* Exercise task *
Return the entries below verbatim. Pictures stay out.

[Records from a data source]
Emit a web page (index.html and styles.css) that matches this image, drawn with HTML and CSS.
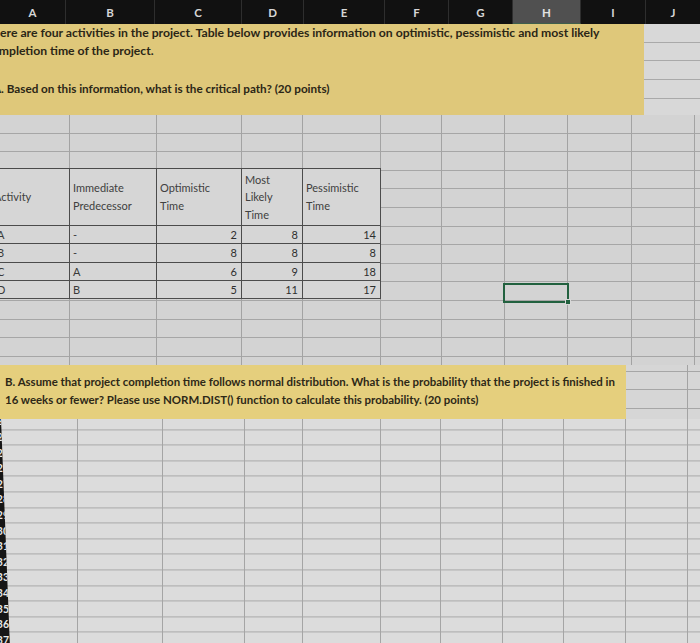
FILE: index.html
```html
<!DOCTYPE html>
<html>
<head>
<meta charset="utf-8">
<link rel="stylesheet" href="styles.css">
</head>
<body>
<div class="sheet">
  <div class="colhdr">
    <div class="ch w-a">A</div>
    <div class="ch w-b">B</div>
    <div class="ch w-c">C</div>
    <div class="ch w-d">D</div>
    <div class="ch w-e">E</div>
    <div class="ch w-f">F</div>
    <div class="ch w-g">G</div>
    <div class="ch w-h active">H</div>
    <div class="ch w-i">I</div>
    <div class="ch w-j">J</div>
  </div>

  <div class="top">
    <div class="band1">
      <p class="ln ln1">There are four activities in the project. Table below provides information on optimistic, pessimistic and most likely</p>
      <p class="ln ln2">completion time of the project.</p>
      <p class="ln ln3 gap">A. Based on this information, what is the critical path? (20 points)</p>
    </div>
    <div class="jcells"></div>
  </div>

  <div class="mid">
    <div class="ptable">
      <div class="tc hd act">Activity</div>
      <div class="tc hd">Immediate<br>Predecessor</div>
      <div class="tc hd">Optimistic<br>Time</div>
      <div class="tc hd">Most<br>Likely<br>Time</div>
      <div class="tc hd">Pessimistic<br>Time</div>

      <div class="tc act">A</div><div class="tc">-</div><div class="tc num">2</div><div class="tc num">8</div><div class="tc num">14</div>
      <div class="tc act">B</div><div class="tc">-</div><div class="tc num">8</div><div class="tc num">8</div><div class="tc num">8</div>
      <div class="tc act">C</div><div class="tc">A</div><div class="tc num">6</div><div class="tc num">9</div><div class="tc num">18</div>
      <div class="tc act">D</div><div class="tc">B</div><div class="tc num">5</div><div class="tc num">11</div><div class="tc num">17</div>
    </div>
    <div class="selcell"><span class="handle"></span></div>
  </div>

  <div class="row2">
    <div class="band2">
      <p class="ln2b">B. Assume that project completion time follows normal distribution. What is the probability that the project is finished in</p>
      <p class="ln2b">16 weeks or fewer? Please use NORM.DIST() function to calculate this probability. (20 points)</p>
    </div>
    <div class="rest2"></div>
  </div>

  <div class="lower">
    <div class="rowhdr">
      <span>23</span><span>24</span><span>25</span><span>26</span><span>27</span><span>28</span><span>29</span><span>30</span><span>31</span><span>32</span><span>33</span><span>34</span><span>35</span><span>36</span><span>37</span>
    </div>
  </div>
</div>
</body>
</html>
```

FILE: styles.css
```css
* { box-sizing: border-box; margin: 0; padding: 0; }
html, body { width: 700px; height: 643px; overflow: hidden; background: #d8d8d8; }
body { font-family: Lato, "Open Sans", sans-serif; }

.sheet { width: 700px; height: 643px; overflow: hidden; display: flex; flex-direction: column; }

/* column header */
.colhdr { display: flex; height: 24px; background: #111; flex: none; }
.ch { color: #d6d6d6; font-size: 11.5px; font-weight: 700; display: flex; align-items: center; justify-content: center; border-right: 1px solid #2e2e2e; padding-top: 1px; }
.ch.active { background: #505050; border-bottom: 1px solid #3f5f4c; color: #e2e2e2; }
.w-a { width: 66px; } .w-b { width: 89px; } .w-c { width: 87px; } .w-d { width: 62px; }
.w-e { width: 81px; } .w-f { width: 64px; } .w-g { width: 64px; } .w-h { width: 68px; }
.w-i { width: 65px; } .w-j { flex: 1; border-right: 0; }

/* top yellow band */
.top { display: flex; height: 91px; flex: none; }
.band1 { width: 644px; background: #dfc87a; overflow: hidden; }
.ln { font-size: 12.2px; font-weight: 700; color: #2b2616; height: 18.4px; line-height: 18.4px; white-space: nowrap; }
.ln1, .ln2 { margin-left: -14px; }
.ln3 { margin-left: -7px; font-size: 11.7px; }
.ln3.gap { margin-top: 18.4px; }
.jcells { flex: 1; background-color: #d8d8d8;
  background-image: repeating-linear-gradient(to bottom, transparent 0 17.7px, #a9a9a9 17.7px 18.7px); }

/* middle area */
.mid { position: relative; height: 250px; flex: none; padding-top: 53px; background-color: #d3d3d3;
  background-image:
    linear-gradient(to right, transparent 69px, #a3a3a3 69px 70px, transparent 70px 156px, #a3a3a3 156px 157px, transparent 157px 241px, #a3a3a3 241px 242px, transparent 242px 302px, #a3a3a3 302px 303px, transparent 303px 380px, #a3a3a3 380px 381px, transparent 381px 441px, #a3a3a3 441px 442px, transparent 442px 504px, #a3a3a3 504px 505px, transparent 505px 567px, #a3a3a3 567px 568px, transparent 568px 631px, #a3a3a3 631px 632px, transparent 632px 694px, #a3a3a3 694px 695px, transparent 695px),
    repeating-linear-gradient(to bottom, transparent 0 17.6px, #a6a6a6 17.6px 18.6px); }

.ptable { display: grid; width: 381px; grid-template-columns: 70px 87px 85px 61px 78px;
  grid-template-rows: 57px 18px 19px 18px 18px; background: #d6d6d6; border-top: 1px solid #4a4a4a; }
.tc { font-size: 11px; color: #3a3a3a; border-right: 1px solid #4c4c4c; border-bottom: 1px solid #4c4c4c;
  display: flex; align-items: center; padding-left: 3px; line-height: 17.5px; white-space: nowrap; overflow: hidden; }
.tc.hd { line-height: 17.6px; color: #404040; }
.tc.act { padding-left: 0; margin-left: -3px; }
.tc.hd.act { margin-left: -6px; }
.tc.num { justify-content: flex-end; padding-left: 0; padding-right: 4px; color: #2e2e2e; }

.selcell { position: absolute; left: 503px; top: 168px; width: 66px; height: 20px; border: 2px solid #22613f; }
.handle { position: absolute; right: -4px; bottom: -4px; width: 6px; height: 6px; background: #22613f; border: 1px solid #d8d8d8; }

/* second yellow band */
.row2 { display: flex; height: 54px; flex: none; background-color: #d6d6d6;
  background-image:
    linear-gradient(to right, transparent 687px, #a3a3a3 687px 688px, transparent 688px),
    repeating-linear-gradient(to bottom, transparent 0 6px, #a6a6a6 6px 7px, transparent 7px 18.3px); }
.band2 { width: 626px; background: #e5cf7d; padding: 8px 0 0 5px; overflow: hidden; }
.ln2b { font-size: 11.45px; font-weight: 700; color: #2d2817; line-height: 18px; height: 18px; white-space: nowrap; }
.rest2 { flex: 1; }

/* lower grid */
.lower { flex: 1; position: relative; background-color: #dcdcdc;
  background-image:
    linear-gradient(to right, transparent 77px, #a5a5a5 77px 78px, transparent 78px 162px, #a5a5a5 162px 163px, transparent 163px 244px, #a5a5a5 244px 245px, transparent 245px 302px, #a5a5a5 302px 303px, transparent 303px 380px, #a5a5a5 380px 381px, transparent 381px 440px, #a5a5a5 440px 441px, transparent 441px 502px, #a5a5a5 502px 503px, transparent 503px 563px, #a5a5a5 563px 564px, transparent 564px 625px, #a5a5a5 625px 626px, transparent 626px 687px, #a5a5a5 687px 688px, transparent 688px),
    repeating-linear-gradient(to bottom, transparent 0 14.6px, #a9a9a9 14.6px 15.6px);
  background-position: 0 0, 0 -4.6px; }
.rowhdr { width: 10px; height: 100%; background: #161616; clip-path: polygon(0 0, 1px 0, 10px 100%, 0 100%);
  display: flex; flex-direction: column; }
.rowhdr span { display: block; flex: none; height: 15.6px; line-height: 15.6px; font-size: 10.5px; font-weight: 700; color: #e8e8e8;
  text-align: right; padding-right: 1px; direction: rtl; overflow: hidden; white-space: nowrap; }
.rowhdr span:first-child { margin-top: -4.6px; }
```
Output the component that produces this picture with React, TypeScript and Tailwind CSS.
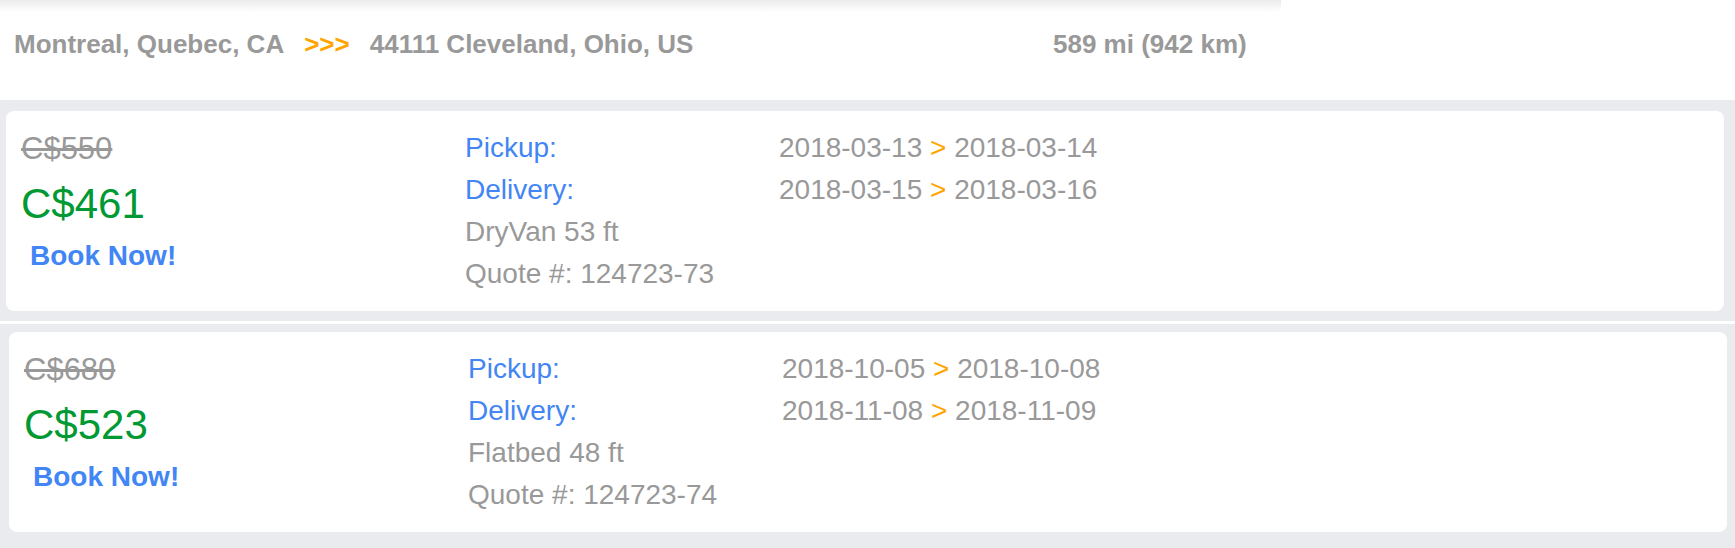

* Solution below *
Emit a web page (index.html and styles.css) that matches this image, drawn with HTML and CSS.
FILE: index.html
```html
<!DOCTYPE html>
<html>
<head>
<meta charset="utf-8">
<link rel="stylesheet" href="styles.css">
</head>
<body>
<div class="sheet">
  <div class="colhdr">
    <div class="ch w-a">A</div>
    <div class="ch w-b">B</div>
    <div class="ch w-c">C</div>
    <div class="ch w-d">D</div>
    <div class="ch w-e">E</div>
    <div class="ch w-f">F</div>
    <div class="ch w-g">G</div>
    <div class="ch w-h active">H</div>
    <div class="ch w-i">I</div>
    <div class="ch w-j">J</div>
  </div>

  <div class="top">
    <div class="band1">
      <p class="ln ln1">There are four activities in the project. Table below provides information on optimistic, pessimistic and most likely</p>
      <p class="ln ln2">completion time of the project.</p>
      <p class="ln ln3 gap">A. Based on this information, what is the critical path? (20 points)</p>
    </div>
    <div class="jcells"></div>
  </div>

  <div class="mid">
    <div class="ptable">
      <div class="tc hd act">Activity</div>
      <div class="tc hd">Immediate<br>Predecessor</div>
      <div class="tc hd">Optimistic<br>Time</div>
      <div class="tc hd">Most<br>Likely<br>Time</div>
      <div class="tc hd">Pessimistic<br>Time</div>

      <div class="tc act">A</div><div class="tc">-</div><div class="tc num">2</div><div class="tc num">8</div><div class="tc num">14</div>
      <div class="tc act">B</div><div class="tc">-</div><div class="tc num">8</div><div class="tc num">8</div><div class="tc num">8</div>
      <div class="tc act">C</div><div class="tc">A</div><div class="tc num">6</div><div class="tc num">9</div><div class="tc num">18</div>
      <div class="tc act">D</div><div class="tc">B</div><div class="tc num">5</div><div class="tc num">11</div><div class="tc num">17</div>
    </div>
    <div class="selcell"><span class="handle"></span></div>
  </div>

  <div class="row2">
    <div class="band2">
      <p class="ln2b">B. Assume that project completion time follows normal distribution. What is the probability that the project is finished in</p>
      <p class="ln2b">16 weeks or fewer? Please use NORM.DIST() function to calculate this probability. (20 points)</p>
    </div>
    <div class="rest2"></div>
  </div>

  <div class="lower">
    <div class="rowhdr">
      <span>23</span><span>24</span><span>25</span><span>26</span><span>27</span><span>28</span><span>29</span><span>30</span><span>31</span><span>32</span><span>33</span><span>34</span><span>35</span><span>36</span><span>37</span>
    </div>
  </div>
</div>
</body>
</html>
```

FILE: styles.css
```css
* { box-sizing: border-box; margin: 0; padding: 0; }
html, body { width: 700px; height: 643px; overflow: hidden; background: #d8d8d8; }
body { font-family: Lato, "Open Sans", sans-serif; }

.sheet { width: 700px; height: 643px; overflow: hidden; display: flex; flex-direction: column; }

/* column header */
.colhdr { display: flex; height: 24px; background: #111; flex: none; }
.ch { color: #d6d6d6; font-size: 11.5px; font-weight: 700; display: flex; align-items: center; justify-content: center; border-right: 1px solid #2e2e2e; padding-top: 1px; }
.ch.active { background: #505050; border-bottom: 1px solid #3f5f4c; color: #e2e2e2; }
.w-a { width: 66px; } .w-b { width: 89px; } .w-c { width: 87px; } .w-d { width: 62px; }
.w-e { width: 81px; } .w-f { width: 64px; } .w-g { width: 64px; } .w-h { width: 68px; }
.w-i { width: 65px; } .w-j { flex: 1; border-right: 0; }

/* top yellow band */
.top { display: flex; height: 91px; flex: none; }
.band1 { width: 644px; background: #dfc87a; overflow: hidden; }
.ln { font-size: 12.2px; font-weight: 700; color: #2b2616; height: 18.4px; line-height: 18.4px; white-space: nowrap; }
.ln1, .ln2 { margin-left: -14px; }
.ln3 { margin-left: -7px; font-size: 11.7px; }
.ln3.gap { margin-top: 18.4px; }
.jcells { flex: 1; background-color: #d8d8d8;
  background-image: repeating-linear-gradient(to bottom, transparent 0 17.7px, #a9a9a9 17.7px 18.7px); }

/* middle area */
.mid { position: relative; height: 250px; flex: none; padding-top: 53px; background-color: #d3d3d3;
  background-image:
    linear-gradient(to right, transparent 69px, #a3a3a3 69px 70px, transparent 70px 156px, #a3a3a3 156px 157px, transparent 157px 241px, #a3a3a3 241px 242px, transparent 242px 302px, #a3a3a3 302px 303px, transparent 303px 380px, #a3a3a3 380px 381px, transparent 381px 441px, #a3a3a3 441px 442px, transparent 442px 504px, #a3a3a3 504px 505px, transparent 505px 567px, #a3a3a3 567px 568px, transparent 568px 631px, #a3a3a3 631px 632px, transparent 632px 694px, #a3a3a3 694px 695px, transparent 695px),
    repeating-linear-gradient(to bottom, transparent 0 17.6px, #a6a6a6 17.6px 18.6px); }

.ptable { display: grid; width: 381px; grid-template-columns: 70px 87px 85px 61px 78px;
  grid-template-rows: 57px 18px 19px 18px 18px; background: #d6d6d6; border-top: 1px solid #4a4a4a; }
.tc { font-size: 11px; color: #3a3a3a; border-right: 1px solid #4c4c4c; border-bottom: 1px solid #4c4c4c;
  display: flex; align-items: center; padding-left: 3px; line-height: 17.5px; white-space: nowrap; overflow: hidden; }
.tc.hd { line-height: 17.6px; color: #404040; }
.tc.act { padding-left: 0; margin-left: -3px; }
.tc.hd.act { margin-left: -6px; }
.tc.num { justify-content: flex-end; padding-left: 0; padding-right: 4px; color: #2e2e2e; }

.selcell { position: absolute; left: 503px; top: 168px; width: 66px; height: 20px; border: 2px solid #22613f; }
.handle { position: absolute; right: -4px; bottom: -4px; width: 6px; height: 6px; background: #22613f; border: 1px solid #d8d8d8; }

/* second yellow band */
.row2 { display: flex; height: 54px; flex: none; background-color: #d6d6d6;
  background-image:
    linear-gradient(to right, transparent 687px, #a3a3a3 687px 688px, transparent 688px),
    repeating-linear-gradient(to bottom, transparent 0 6px, #a6a6a6 6px 7px, transparent 7px 18.3px); }
.band2 { width: 626px; background: #e5cf7d; padding: 8px 0 0 5px; overflow: hidden; }
.ln2b { font-size: 11.45px; font-weight: 700; color: #2d2817; line-height: 18px; height: 18px; white-space: nowrap; }
.rest2 { flex: 1; }

/* lower grid */
.lower { flex: 1; position: relative; background-color: #dcdcdc;
  background-image:
    linear-gradient(to right, transparent 77px, #a5a5a5 77px 78px, transparent 78px 162px, #a5a5a5 162px 163px, transparent 163px 244px, #a5a5a5 244px 245px, transparent 245px 302px, #a5a5a5 302px 303px, transparent 303px 380px, #a5a5a5 380px 381px, transparent 381px 440px, #a5a5a5 440px 441px, transparent 441px 502px, #a5a5a5 502px 503px, transparent 503px 563px, #a5a5a5 563px 564px, transparent 564px 625px, #a5a5a5 625px 626px, transparent 626px 687px, #a5a5a5 687px 688px, transparent 688px),
    repeating-linear-gradient(to bottom, transparent 0 14.6px, #a9a9a9 14.6px 15.6px);
  background-position: 0 0, 0 -4.6px; }
.rowhdr { width: 10px; height: 100%; background: #161616; clip-path: polygon(0 0, 1px 0, 10px 100%, 0 100%);
  display: flex; flex-direction: column; }
.rowhdr span { display: block; flex: none; height: 15.6px; line-height: 15.6px; font-size: 10.5px; font-weight: 700; color: #e8e8e8;
  text-align: right; padding-right: 1px; direction: rtl; overflow: hidden; white-space: nowrap; }
.rowhdr span:first-child { margin-top: -4.6px; }
```
Output the component that produces this picture with React, TypeScript and Tailwind CSS.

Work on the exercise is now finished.